More doesn’t equal better. Check your old shopping habits at the door and build an ethical wardrobe that doesn’t break the bank.

It’s January, so if you’re anything like us, you just spent a bunch of money on Christmas gifts and your new gym membership, so you’re trying to really stick to the budget this month. Less grabbing coffee on the way to work, and more making coffee at home, amiright?

Most people think that building an ethical wardrobe has to start from scratch. Throw away all your fast fashion pieces and start over! It sounds nice if money grows on trees, but for most people out there, that can feel pretty overwhelming.

But we’re here to tell you that it is so much easier than you might think to build an ethical wardrobe on a budget. Here are 5 key places to begin:

#1 Start with What You Have

Needing to start over is the biggest myth to bust. If you already have it, then you’re not helping the planet or people by throwing it away. If anything, that just creates more waste. So those fast fashion pieces you might be feeling guilty about? Keep them. Wear them. Use them to build new outfits.

#2 Take Care of What You Have

Thankfully this strategy is pretty easy and inexpensive. Caring for your clothes will help them last longer, which means you won’t have to buy new things as often or create as much waste.

According to a new survey conducted by Trunk Club, on average people throw out “at least 10 items each year due to shrinkage, color issues and damage.” Whether that be a result of failing to read care instructions on labels, or lack of knowledge about caring for different kinds of fabrics, when we don’t care for our clothes, it ends up creating unnecessary waste and harm to the environment.

#3 Quality Over Quantity

More ≠ better. How much you spend is not about quantity, but about the quality of what you buy. Next time you’re tempted to buy the cheap item that’s lower quality, think about this: when you purchase fewer, quality items, you will end up spending far less money in the long run. Your pieces last longer, and you don’t have to replace them as quickly. It might feel like a blow to the budget in the short term, but in the long term, it saves you money. Plus, we all hate when something starts to pill the first time you wear it. No thanks.

It also is a gut-check on if you really want it. If you’re willing to spend a bit more money on a quality piece, it means you’re a lot more likely to wear it. So next time you’re dying for that new item, take a minute, walk away, and if you’re still thinking about it, save up and come back. If you’re willing to come back, chances are it’s going to be worth it.

#4 Resist the Rat Race

It’s easy to pick up Vogue Magazine and drool over all the latest trends, or watch reruns of Sex and the City and wish you had that Carrie Bradshaw closet space full of the latest, trendiest clothes.

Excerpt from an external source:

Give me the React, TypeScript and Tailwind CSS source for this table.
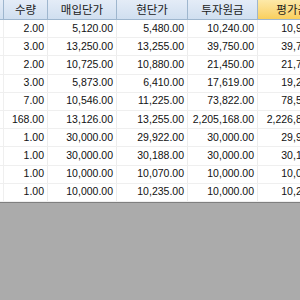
import React from "react";

const rows = [
  ["2.00", "5,120.00", "5,480.00", "10,240.00", "10,960.00"],
  ["3.00", "13,250.00", "13,255.00", "39,750.00", "39,765.00"],
  ["2.00", "10,725.00", "10,880.00", "21,450.00", "21,760.00"],
  ["3.00", "5,873.00", "6,410.00", "17,619.00", "19,230.00"],
  ["7.00", "10,546.00", "11,225.00", "73,822.00", "78,575.00"],
  ["168.00", "13,126.00", "13,255.00", "2,205,168.00", "2,226,840.00"],
  ["1.00", "30,000.00", "29,922.00", "30,000.00", "29,922.00"],
  ["1.00", "30,000.00", "30,188.00", "30,000.00", "30,188.00"],
  ["1.00", "10,000.00", "10,070.00", "10,000.00", "10,070.00"],
  ["1.00", "10,000.00", "10,235.00", "10,000.00", "10,235.00"],
];

const widths = ["w-[44px]", "w-[69px]", "w-[71px]", "w-[70px]", "w-[74px]"];
const headers = ["수량", "매입단가", "현단가", "투자원금", "평가금액"];

export default function App() {
  return (
    <div
      className="w-[300px] h-[300px] overflow-hidden bg-[#ababab] flex flex-col"
      style={{ fontFamily: '"Liberation Sans", "Noto Sans CJK KR", sans-serif' }}
    >
      <div className="w-[340px] bg-white border-b border-[#7f7f7f] flex flex-col shrink-0">
        <div className="flex h-[20px] border-b border-[#9eb6ce]">
          <div className="w-[4px] shrink-0 bg-gradient-to-b from-[#e4ecf7] to-[#d0dff0] border-r border-[#9eb6ce]" />
          {headers.map((h, i) => (
            <div
              key={i}
              className={`${widths[i]} shrink-0 flex items-center justify-center text-[11.5px] text-[#1a1a1a] border-r ${
                i === 4
                  ? "pl-[6px] bg-gradient-to-b from-[#fde9a8] to-[#f9cf5c] border-[#e0b64c]"
                  : "bg-gradient-to-b from-[#e4ecf7] to-[#d0dff0] border-[#9eb6ce]"
              }`}
              style={{ fontFamily: '"Noto Sans CJK KR", sans-serif' }}
            >
              {h}
            </div>
          ))}
        </div>
        {rows.map((r, ri) => (
          <div key={ri} className="flex h-[18.2px] border-b border-[#efefef]">
            <div className="w-[4px] shrink-0 border-r border-[#efefef]" />
            {r.map((v, ci) => (
              <div
                key={ci}
                className={`${widths[ci]} shrink-0 flex items-center justify-end pr-[3px] text-[10.5px] text-[#111] border-r border-[#ececec] whitespace-nowrap`}
              >
                {v}
              </div>
            ))}
          </div>
        ))}
      </div>
    </div>
  );
}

Trends go in and out of style faster than anyone can keep up, and competing in that game can add up really quick. Instead of entering the rat race, buy classic pieces that will stand the test of time. If you don’t think you’ll wear it next season, don’t buy it. Buy items that are versatile and classic instead of overly trendy.

#5 Buy in the Off Season

Patience might be a virtue but it can be totally frustrating at the same time. We get it, but it really can be worth the wait. Especially for bigger ticket items—like outerwear or boots—that can often come at a higher price tag, do your research about ethical brands and wait for the off season when most of these items are discounted. That can be an easy way to get the items you want at a lower price.